Ismael Silva solitário – “Este é o Ismael Silva, o preto da alma branca!” Foi assim que Francisco Alves apresentou o parceiro durante uma apresentação nos anos 1930. Ao lembrar o episódio, “o rosto de Ismael carrega-se de sombras”, narrava a reportagem de VEJA:
Foi esta apresentação ‘despropositada’, segundo ele, o único momento que consegue alertá-lo para a espoliação de que foi vítima, tanto quanto outros sambistas, e da qual prefere não falar, por achar que nunca existiu espoliação alguma. Em 1935, embora também não goste de falar disso, rompeu-se enfim o estranho contrato Ismael-Chico Alves (o primeiro era obrigado a ceder músicas ao segundo, com exclusividade, mas nada impedia Chico de cantar outros autores) e o sambista se perdeu “num grande desgosto”, como confessou uma vez.

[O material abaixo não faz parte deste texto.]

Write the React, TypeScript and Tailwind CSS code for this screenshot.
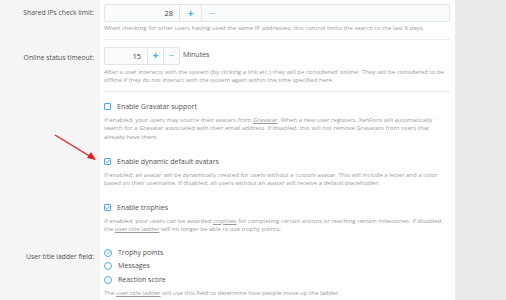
const font = "font-['Segoe_UI','Open_Sans','Noto_Sans',sans-serif]";

const Label = ({ children }: { children?: React.ReactNode }) => (
  <div className="w-[100px] shrink-0 bg-[#f5f5f5] pr-[6px] text-right text-[6.8px] text-[#505050]">{children}</div>
);

const Desc = ({ children, className = "" }: { children: React.ReactNode; className?: string }) => (
  <p className={`text-[6.05px] leading-[8.6px] text-[#9a9a9a] ${className}`}>{children}</p>
);

const U = ({ children }: { children: React.ReactNode }) => (
  <span className="inline-block h-[8.6px] leading-[8.6px] underline">{children}</span>
);

const Check = ({ on }: { on?: boolean }) => (
  <span className="flex h-[7px] w-[7px] items-center justify-center rounded-[1px] border border-[#47a7eb] bg-white">
    {on && (
      <svg viewBox="0 0 8 8" className="h-[5px] w-[5px]">
        <path d="M1 4.2 L3.2 6.2 L7 1.8" fill="none" stroke="#47a7eb" strokeWidth="1.4" />
      </svg>
    )}
  </span>
);

const Radio = ({ on }: { on?: boolean }) => (
  <span className="flex h-[8px] w-[8px] items-center justify-center rounded-full border border-[#47a7eb] bg-white">
    {on && (
      <svg viewBox="0 0 8 8" className="h-[5px] w-[5px]">
        <path d="M1.2 4.2 L3.2 6 L6.8 2" fill="none" stroke="#47a7eb" strokeWidth="1.3" />
      </svg>
    )}
  </span>
);

const Spinner = ({ value, numW, btnW }: { value: string; numW: string; btnW: string }) => (
  <div className="flex h-[18px] rounded-[2px] border border-[#e1e4e9] bg-[#fafbfd] text-[7.5px]">
    <div className={`${numW} pr-[6px] text-right leading-[16px] text-[#404040]`}>{value}</div>
    <div className={`${btnW} flex items-center justify-center border-l border-[#e1e4e9] text-[10px] font-bold text-[#47a7eb]`}>+</div>
    <div className={`${btnW} flex items-center justify-center border-l border-[#e1e4e9] text-[10px] font-bold text-[#9fcdf0]`}>−</div>
  </div>
);

export default function App() {
  return (
    <div className={`relative flex h-[300px] w-[506px] overflow-hidden bg-[#ebebeb] ${font}`}>
      <div className="w-[455px] shrink-0">
        <div className="flex">
          <Label><div className="pt-[8px]">Shared IPs check limit:</div></Label>
          <div className="flex-1 bg-white pl-[4px] pr-[5px] pt-[4px]">
            <div className="border-b border-[#ededed] pb-[6px]">
              <Spinner value="28" numW="w-[74px]" btnW="w-[22px]" />
              <Desc className="mt-[2px]">When checking for other users having used the same IP addresses, this control limits the search to the last X days.</Desc>
            </div>
          </div>
        </div>
        <div className="flex">
          <Label><div className="pt-[13px]">Online status timeout:</div></Label>
          <div className="flex-1 bg-white pl-[4px] pr-[5px] pt-[7px]">
            <div className="border-b border-[#ededed] pb-[6px]">
              <div className="flex items-center gap-[3px]">
                <Spinner value="15" numW="w-[42px]" btnW="w-[16px]" />
                <span className="text-[7px] text-[#505050]">Minutes</span>
              </div>
              <Desc className="mt-[3px]">After a user interacts with the system (by clicking a link etc.) they will be considered 'online'. They will be considered to be offline if they do not interact with the system again within the time specified here.</Desc>
            </div>
          </div>
        </div>
        <div className="flex">
          <Label />
          <div className="flex-1 bg-white pl-[4px] pr-[5px] pt-[10px]">
            <div className="flex items-center gap-[6px] text-[7px] leading-[10px] text-[#505050]">
              <Check />
              <span>Enable Gravatar support</span>
            </div>
            <Desc className="mt-[4px]">If enabled, your users may source their avatars from <U>Gravatar</U>. When a new user registers, XenForo will automatically search for a Gravatar associated with their email address. If disabled, this will not remove Gravatars from users that already have them.</Desc>
            <div className="mt-[15px] flex items-center gap-[6px] text-[7px] leading-[10px] text-[#505050]">
              <Check on />
              <span>Enable dynamic default avatars</span>
            </div>
            <Desc className="mt-[4px]">If enabled, an avatar will be dynamically created for users without a custom avatar. This will include a letter and a color based on their username. If disabled, all users without an avatar will receive a default placeholder.</Desc>
            <div className="mt-[15px] flex items-center gap-[6px] text-[7px] leading-[10px] text-[#505050]">
              <Check on />
              <span>Enable trophies</span>
            </div>
            <Desc className="mt-[4px]">If enabled, your users can be awarded <U>trophies</U> for completing certain actions or reaching certain milestones. If disabled, the <U>user title ladder</U> will no longer be able to use trophy points.</Desc>
          </div>
        </div>
        <div className="flex">
          <Label><div className="pt-[18px]">User title ladder field:</div></Label>
          <div className="flex-1 bg-white pl-[4px] pr-[5px] pt-[14px]">
            <div className="flex flex-col gap-[3.5px] text-[7px] leading-[10px] text-[#505050]">
              <div className="flex items-center gap-[6px]"><Radio on /><span>Trophy points</span></div>
              <div className="flex items-center gap-[6px]"><Radio /><span>Messages</span></div>
              <div className="flex items-center gap-[6px]"><Radio /><span>Reaction score</span></div>
            </div>
            <Desc className="mt-[4px] pb-[10px]">The <U>user title ladder</U> will use this field to determine how people move up the ladder.</Desc>
          </div>
        </div>
      </div>
      <svg className="absolute left-0 top-0" width="120" height="180" viewBox="0 0 120 180">
        <line x1="55" y1="135" x2="91" y2="157" stroke="#e02020" strokeWidth="1.3" />
        <path d="M96 160 L87 158 L91 152 Z" fill="#e02020" />
      </svg>
    </div>
  );
}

Seguiu-se uma grande hibernação, por que “o boêmio de sangue procura qualquer motivo para se entregar à boemia”. De copo em copo e de samba em samba, a ressurreição de Ismael só se deu vinte anos depois, quando recomeçou a fazer shows e gravou um LP.
VEJA foi encontrar Ismael no Bar Arcadas, na Lapa, a 50 metros de sua residência de solteirão:
Aos 69 anos (fará 70 em setembro), magro, aprumado, usando às vezes o seu clássico e impecável terno de linho S-129, ele tem a cara da sua idade, onde, no entanto, um sorriso súbito e estranho opera um passe de mágica: quando ri, o velho Ismael fica vinte, trinta anos mais moço, e por alguns instantes parece de novo o sambista jovem e arrogante, únicos sinais que perduram numa velhice solitária e ressentida. E, apesar dos pesares, feliz. “Não consigo ficar triste. É esta a minha natureza”.
Ismael Silva morreu três anos depois, em 1978. Cartola, em 1980. Mano Décio, em 1984.